What the exercise asks:
Search the listing below for the string "page" and copy every line where it occurs.

------ Provided data

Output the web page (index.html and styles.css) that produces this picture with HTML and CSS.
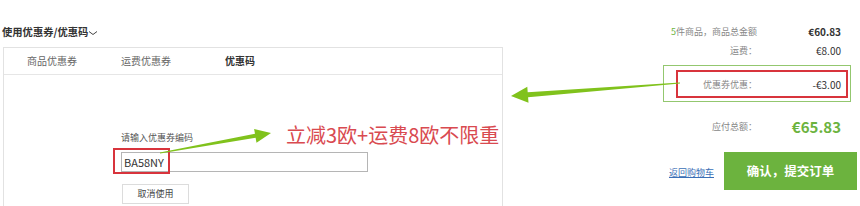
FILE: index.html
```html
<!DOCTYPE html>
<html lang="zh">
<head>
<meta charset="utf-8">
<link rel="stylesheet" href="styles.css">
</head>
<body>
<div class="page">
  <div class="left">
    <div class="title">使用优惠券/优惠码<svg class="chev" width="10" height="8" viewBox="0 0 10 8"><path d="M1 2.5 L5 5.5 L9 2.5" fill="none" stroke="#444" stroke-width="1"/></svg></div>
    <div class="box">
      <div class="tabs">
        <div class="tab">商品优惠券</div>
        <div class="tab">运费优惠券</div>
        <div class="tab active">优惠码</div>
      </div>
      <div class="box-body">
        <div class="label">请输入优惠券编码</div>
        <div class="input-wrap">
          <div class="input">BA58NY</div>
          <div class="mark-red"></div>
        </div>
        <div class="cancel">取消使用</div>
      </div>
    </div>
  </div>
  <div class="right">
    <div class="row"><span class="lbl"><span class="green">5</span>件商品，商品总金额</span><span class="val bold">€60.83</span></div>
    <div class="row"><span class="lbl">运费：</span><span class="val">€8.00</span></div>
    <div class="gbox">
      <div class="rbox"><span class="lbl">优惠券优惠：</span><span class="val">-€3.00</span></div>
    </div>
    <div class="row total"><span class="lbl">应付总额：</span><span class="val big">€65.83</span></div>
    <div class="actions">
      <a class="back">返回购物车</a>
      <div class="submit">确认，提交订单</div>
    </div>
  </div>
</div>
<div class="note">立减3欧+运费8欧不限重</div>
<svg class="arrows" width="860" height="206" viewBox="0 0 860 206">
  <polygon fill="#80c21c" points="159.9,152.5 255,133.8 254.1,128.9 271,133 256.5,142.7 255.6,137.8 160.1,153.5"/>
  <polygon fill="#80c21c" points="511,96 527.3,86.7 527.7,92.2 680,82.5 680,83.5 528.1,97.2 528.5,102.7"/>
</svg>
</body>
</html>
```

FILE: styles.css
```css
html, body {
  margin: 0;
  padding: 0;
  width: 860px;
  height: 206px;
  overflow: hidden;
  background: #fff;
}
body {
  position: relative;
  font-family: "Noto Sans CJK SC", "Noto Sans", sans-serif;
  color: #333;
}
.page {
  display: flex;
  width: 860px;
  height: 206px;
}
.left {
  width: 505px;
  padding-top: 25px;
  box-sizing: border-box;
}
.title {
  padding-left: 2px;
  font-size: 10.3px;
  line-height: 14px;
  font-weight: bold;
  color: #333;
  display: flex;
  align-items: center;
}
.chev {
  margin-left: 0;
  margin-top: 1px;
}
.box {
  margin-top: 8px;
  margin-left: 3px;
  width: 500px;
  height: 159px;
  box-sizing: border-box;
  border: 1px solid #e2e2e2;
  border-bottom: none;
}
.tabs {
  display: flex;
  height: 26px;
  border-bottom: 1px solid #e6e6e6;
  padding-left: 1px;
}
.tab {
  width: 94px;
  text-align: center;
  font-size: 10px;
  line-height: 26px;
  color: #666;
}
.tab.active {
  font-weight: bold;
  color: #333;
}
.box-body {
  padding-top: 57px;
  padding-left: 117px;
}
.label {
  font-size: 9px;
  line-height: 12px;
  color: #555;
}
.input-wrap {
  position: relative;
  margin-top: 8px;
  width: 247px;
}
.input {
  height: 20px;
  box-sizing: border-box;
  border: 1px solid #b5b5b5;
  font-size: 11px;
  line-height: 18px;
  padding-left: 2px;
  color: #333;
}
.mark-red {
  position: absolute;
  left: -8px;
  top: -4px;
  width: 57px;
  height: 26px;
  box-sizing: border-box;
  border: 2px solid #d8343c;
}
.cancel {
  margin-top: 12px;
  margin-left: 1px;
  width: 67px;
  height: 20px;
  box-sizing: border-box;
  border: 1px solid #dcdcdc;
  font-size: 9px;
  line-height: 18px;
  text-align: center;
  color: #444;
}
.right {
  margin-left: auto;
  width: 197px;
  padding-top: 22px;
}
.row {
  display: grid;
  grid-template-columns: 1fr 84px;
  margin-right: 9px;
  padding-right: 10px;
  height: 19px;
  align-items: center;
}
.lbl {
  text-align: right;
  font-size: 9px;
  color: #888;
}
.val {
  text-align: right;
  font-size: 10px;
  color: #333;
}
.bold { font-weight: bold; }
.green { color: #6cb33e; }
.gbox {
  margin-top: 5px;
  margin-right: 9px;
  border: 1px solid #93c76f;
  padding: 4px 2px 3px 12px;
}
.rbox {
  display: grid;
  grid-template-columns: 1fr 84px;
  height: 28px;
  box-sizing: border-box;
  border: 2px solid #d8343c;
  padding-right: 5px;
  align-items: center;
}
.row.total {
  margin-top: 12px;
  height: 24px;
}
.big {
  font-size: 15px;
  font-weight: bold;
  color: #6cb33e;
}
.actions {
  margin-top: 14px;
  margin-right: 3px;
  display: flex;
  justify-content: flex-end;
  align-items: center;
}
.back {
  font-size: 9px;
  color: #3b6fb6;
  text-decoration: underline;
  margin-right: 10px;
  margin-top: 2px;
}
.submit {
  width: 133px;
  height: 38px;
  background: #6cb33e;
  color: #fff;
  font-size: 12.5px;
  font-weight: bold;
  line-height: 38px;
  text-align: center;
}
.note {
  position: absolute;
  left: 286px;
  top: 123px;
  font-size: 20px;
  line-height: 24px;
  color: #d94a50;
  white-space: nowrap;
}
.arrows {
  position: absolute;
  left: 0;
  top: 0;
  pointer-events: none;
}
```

------------

Written response:
Output the web page (index.html and styles.css) that produces this picture with HTML and CSS.
<div class="page">
.page {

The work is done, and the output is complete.